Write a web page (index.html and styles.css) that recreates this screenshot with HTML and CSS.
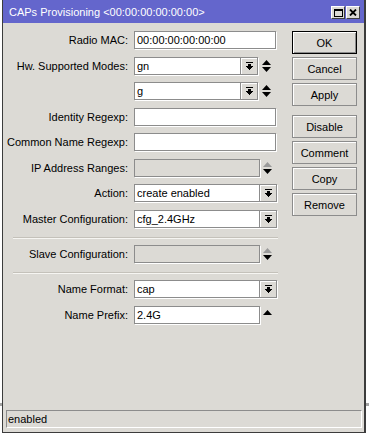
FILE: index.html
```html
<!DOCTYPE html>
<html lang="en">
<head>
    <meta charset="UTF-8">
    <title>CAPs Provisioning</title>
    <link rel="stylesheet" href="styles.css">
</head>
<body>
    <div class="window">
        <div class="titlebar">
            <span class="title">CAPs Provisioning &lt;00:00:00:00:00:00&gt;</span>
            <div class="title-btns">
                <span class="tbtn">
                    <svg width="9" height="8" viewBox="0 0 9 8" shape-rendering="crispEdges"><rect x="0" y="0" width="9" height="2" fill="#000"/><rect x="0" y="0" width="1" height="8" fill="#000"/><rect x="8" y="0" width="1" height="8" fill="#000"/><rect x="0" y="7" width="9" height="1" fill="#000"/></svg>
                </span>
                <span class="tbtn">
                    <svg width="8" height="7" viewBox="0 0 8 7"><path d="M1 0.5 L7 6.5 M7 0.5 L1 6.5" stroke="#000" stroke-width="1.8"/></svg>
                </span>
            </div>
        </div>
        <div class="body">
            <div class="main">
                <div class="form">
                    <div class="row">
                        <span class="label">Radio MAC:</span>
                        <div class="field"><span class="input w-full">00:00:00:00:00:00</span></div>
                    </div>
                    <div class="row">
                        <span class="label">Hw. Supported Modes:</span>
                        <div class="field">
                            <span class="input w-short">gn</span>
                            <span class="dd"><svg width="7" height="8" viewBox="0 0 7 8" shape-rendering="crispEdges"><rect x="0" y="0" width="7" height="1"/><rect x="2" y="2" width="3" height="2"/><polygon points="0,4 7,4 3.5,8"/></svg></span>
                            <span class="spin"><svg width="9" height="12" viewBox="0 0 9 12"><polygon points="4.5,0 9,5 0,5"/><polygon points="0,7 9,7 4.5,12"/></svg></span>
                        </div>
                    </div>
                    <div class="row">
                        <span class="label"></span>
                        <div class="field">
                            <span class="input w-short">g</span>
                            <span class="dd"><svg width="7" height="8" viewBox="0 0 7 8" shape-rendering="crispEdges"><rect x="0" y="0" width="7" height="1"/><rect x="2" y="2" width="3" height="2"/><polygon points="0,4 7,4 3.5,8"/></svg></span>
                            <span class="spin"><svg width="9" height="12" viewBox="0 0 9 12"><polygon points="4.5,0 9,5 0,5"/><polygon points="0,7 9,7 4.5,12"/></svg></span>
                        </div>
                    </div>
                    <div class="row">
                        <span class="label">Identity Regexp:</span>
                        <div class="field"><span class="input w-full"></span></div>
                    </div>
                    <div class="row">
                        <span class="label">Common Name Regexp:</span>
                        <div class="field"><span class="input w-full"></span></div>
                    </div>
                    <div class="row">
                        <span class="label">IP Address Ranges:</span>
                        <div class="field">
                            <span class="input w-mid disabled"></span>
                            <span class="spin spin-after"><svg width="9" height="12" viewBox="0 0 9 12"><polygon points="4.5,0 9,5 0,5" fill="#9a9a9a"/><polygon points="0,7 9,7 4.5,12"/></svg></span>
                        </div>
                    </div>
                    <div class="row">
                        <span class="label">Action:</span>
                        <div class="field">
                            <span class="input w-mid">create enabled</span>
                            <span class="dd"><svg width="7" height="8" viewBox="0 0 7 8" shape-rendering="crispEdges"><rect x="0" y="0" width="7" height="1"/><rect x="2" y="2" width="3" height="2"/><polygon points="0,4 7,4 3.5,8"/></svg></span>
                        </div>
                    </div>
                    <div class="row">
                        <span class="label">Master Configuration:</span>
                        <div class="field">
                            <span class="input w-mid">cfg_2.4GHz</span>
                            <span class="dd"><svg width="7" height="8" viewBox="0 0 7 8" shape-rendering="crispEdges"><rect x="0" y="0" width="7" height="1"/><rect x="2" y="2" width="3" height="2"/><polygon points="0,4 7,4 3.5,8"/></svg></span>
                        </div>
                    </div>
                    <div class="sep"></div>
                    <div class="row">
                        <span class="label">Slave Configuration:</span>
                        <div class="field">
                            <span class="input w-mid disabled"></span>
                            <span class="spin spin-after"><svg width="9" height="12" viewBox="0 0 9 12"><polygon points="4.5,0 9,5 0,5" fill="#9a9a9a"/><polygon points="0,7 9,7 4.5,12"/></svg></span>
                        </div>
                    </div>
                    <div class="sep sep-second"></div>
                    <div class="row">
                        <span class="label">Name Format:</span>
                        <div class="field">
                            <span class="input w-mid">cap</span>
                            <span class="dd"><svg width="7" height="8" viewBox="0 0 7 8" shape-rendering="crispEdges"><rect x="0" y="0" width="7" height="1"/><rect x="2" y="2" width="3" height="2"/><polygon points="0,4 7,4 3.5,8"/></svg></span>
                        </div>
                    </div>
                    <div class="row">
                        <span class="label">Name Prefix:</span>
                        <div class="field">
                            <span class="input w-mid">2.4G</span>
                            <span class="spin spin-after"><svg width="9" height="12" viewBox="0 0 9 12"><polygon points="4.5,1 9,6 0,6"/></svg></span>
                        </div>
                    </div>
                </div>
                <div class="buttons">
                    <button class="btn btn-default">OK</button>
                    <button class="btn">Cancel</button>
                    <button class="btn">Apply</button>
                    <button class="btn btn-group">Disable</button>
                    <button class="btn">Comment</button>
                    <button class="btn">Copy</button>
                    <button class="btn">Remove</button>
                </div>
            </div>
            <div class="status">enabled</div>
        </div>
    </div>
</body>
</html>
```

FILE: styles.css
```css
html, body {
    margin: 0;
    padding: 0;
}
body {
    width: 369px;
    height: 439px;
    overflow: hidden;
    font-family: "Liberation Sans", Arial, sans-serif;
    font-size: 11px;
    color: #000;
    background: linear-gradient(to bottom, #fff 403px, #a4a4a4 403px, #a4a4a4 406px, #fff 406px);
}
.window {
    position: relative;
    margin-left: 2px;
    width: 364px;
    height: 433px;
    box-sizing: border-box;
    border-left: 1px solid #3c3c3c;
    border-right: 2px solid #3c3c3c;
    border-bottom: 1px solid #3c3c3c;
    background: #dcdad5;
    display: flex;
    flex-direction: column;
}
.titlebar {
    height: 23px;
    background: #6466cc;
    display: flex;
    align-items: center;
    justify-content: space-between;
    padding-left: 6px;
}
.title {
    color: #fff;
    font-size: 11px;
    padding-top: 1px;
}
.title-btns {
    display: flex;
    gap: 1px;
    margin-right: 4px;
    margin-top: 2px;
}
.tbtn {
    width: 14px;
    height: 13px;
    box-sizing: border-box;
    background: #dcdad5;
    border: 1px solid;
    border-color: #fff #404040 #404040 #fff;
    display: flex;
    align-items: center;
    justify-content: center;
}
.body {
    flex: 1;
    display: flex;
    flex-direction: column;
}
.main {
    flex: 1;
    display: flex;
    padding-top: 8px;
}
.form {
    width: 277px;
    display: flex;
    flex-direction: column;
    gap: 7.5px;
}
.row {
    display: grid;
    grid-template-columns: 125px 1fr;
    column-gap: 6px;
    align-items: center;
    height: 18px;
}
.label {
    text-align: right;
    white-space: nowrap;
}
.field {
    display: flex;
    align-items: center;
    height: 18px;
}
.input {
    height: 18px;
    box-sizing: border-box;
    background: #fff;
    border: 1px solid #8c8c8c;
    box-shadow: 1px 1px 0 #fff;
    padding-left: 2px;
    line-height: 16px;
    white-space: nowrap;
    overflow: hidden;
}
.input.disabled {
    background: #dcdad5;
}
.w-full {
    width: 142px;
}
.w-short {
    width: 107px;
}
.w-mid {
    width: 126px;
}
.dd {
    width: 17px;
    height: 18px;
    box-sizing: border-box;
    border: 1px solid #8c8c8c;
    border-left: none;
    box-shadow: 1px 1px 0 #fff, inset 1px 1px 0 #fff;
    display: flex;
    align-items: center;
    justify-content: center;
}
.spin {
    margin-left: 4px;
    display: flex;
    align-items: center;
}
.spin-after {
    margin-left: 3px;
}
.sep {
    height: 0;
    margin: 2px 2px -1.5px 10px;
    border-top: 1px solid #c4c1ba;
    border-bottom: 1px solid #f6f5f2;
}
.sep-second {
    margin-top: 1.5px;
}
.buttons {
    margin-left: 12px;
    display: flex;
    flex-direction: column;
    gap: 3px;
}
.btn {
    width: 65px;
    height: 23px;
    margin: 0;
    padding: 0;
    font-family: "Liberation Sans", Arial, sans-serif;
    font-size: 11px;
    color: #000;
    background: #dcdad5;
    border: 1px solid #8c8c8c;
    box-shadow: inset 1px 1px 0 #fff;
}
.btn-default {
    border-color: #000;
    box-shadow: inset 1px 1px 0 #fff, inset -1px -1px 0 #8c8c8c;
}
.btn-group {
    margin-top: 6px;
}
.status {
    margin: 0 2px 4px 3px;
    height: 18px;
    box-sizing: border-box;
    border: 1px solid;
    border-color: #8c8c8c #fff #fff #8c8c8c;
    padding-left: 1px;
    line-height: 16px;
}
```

● **PROBLEM TO WORK ON**:
Which lines in the listing above hold the word "index"? Show each of them.

● **SOLVED PROBLEM**:
Write a web page (index.html and styles.css) that recreates this screenshot with HTML and CSS.
FILE: index.html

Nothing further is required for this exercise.